The Ultimate Golf Routine from WTAQ (?) routine summary below
Putting: (15 shots each…75 shots total)
3 foot circle (3 rounds of 5 balls surrounding hole at 3 ft…PW club is exactly 3 feet)
6 foot circle
9 foot circle
25 foot putt to inside 3 feet
50 foot putt to inside 3 feet
Chipping: 15 shots each (5 balls, 3 sets, 60 shots total)
2 yards off green to far side pin to inside 3 feet
2 yards off green to near side pin to inside 3 feet
5-10 yards off green to far side pin to inside 3 feet
5-10 yards off green to near side pin to inside 3 feet
Bunker and Pitch Shots: (15 shots each, 60 shots total)

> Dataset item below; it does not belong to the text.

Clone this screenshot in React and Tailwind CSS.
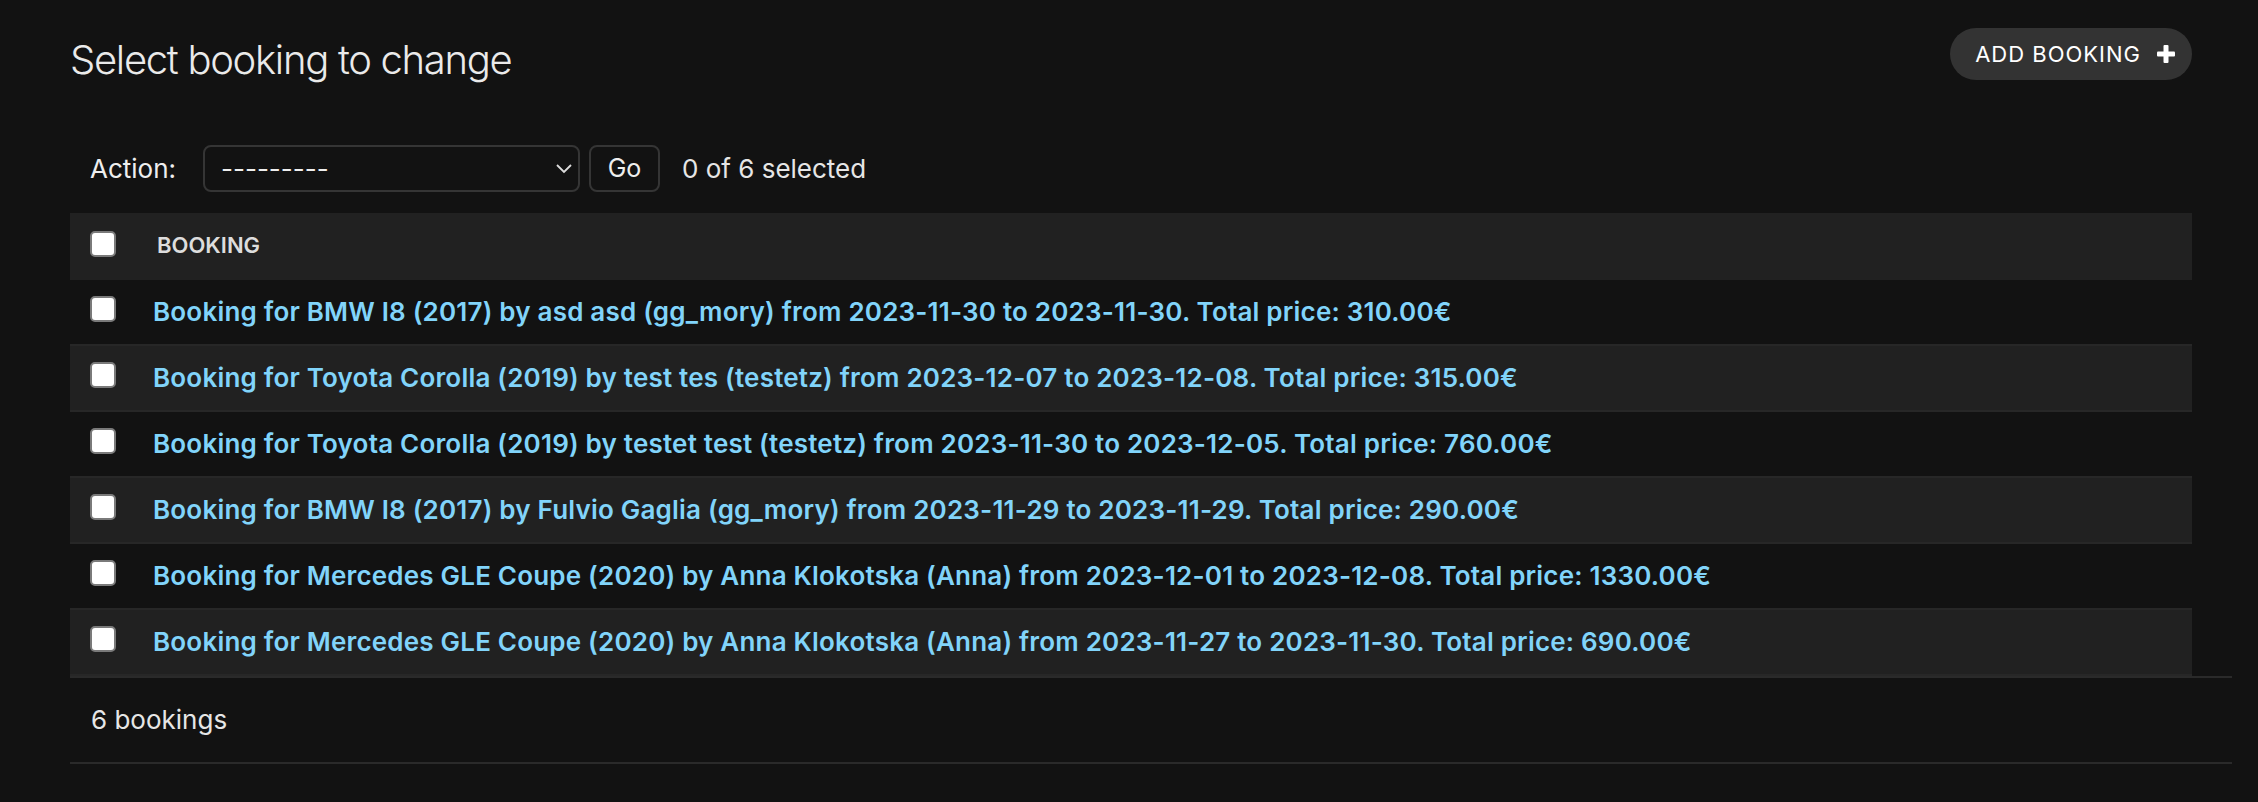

Green-side bunker shots to inside 5 feet
30 yard pitch to inside 10 feet
50 yard pitch to inside 10 feet
80 yard pitch to inside 10 feet
Range: 15 Shots Each (60 Shots)
Whatever your 100 yard club is shot at 100 yd pin to inside 10 yards
Whatever your 150-160 yard club is shot at 150 yd pin to inside 10 yards
Whatever your 200 yard club is shot at 200 yd pin to inside 15 yards
Driver shot to inside imaginary fairway
THERE YA GO!!! Make sure to record results and create success percentages in each category. This should help your game incredibly!!
To commit or not to commit. Decide to go for a heart-felt life-long dream or at least what feels like one versus not-rocking the boat, steady freddy, play it conservative.
Is this a time to think like a dot-comer again now that it’s half time? Is it really about following your bliss still? Or is it time to put someone else first – or something else first? Or can you do both? If you plan it right?
To go for the Champions Tour or not? And if you go for it – what’s the time line?
Well – I think I’ll go forit – for many reasons – least of which I’ll regret it if I don’t try – just like everything else and at the very least it’ll force me to improve my game and get to a place where I feel good about it.
So, I’ll do it. I’ll begin stepping in the direction of playing in the Champions Tour somehwere between now and five years from now, preferably within 2-4, we’ll have to get tht down.
So step 1 is to set up a routine and goals and reading materials for 2014.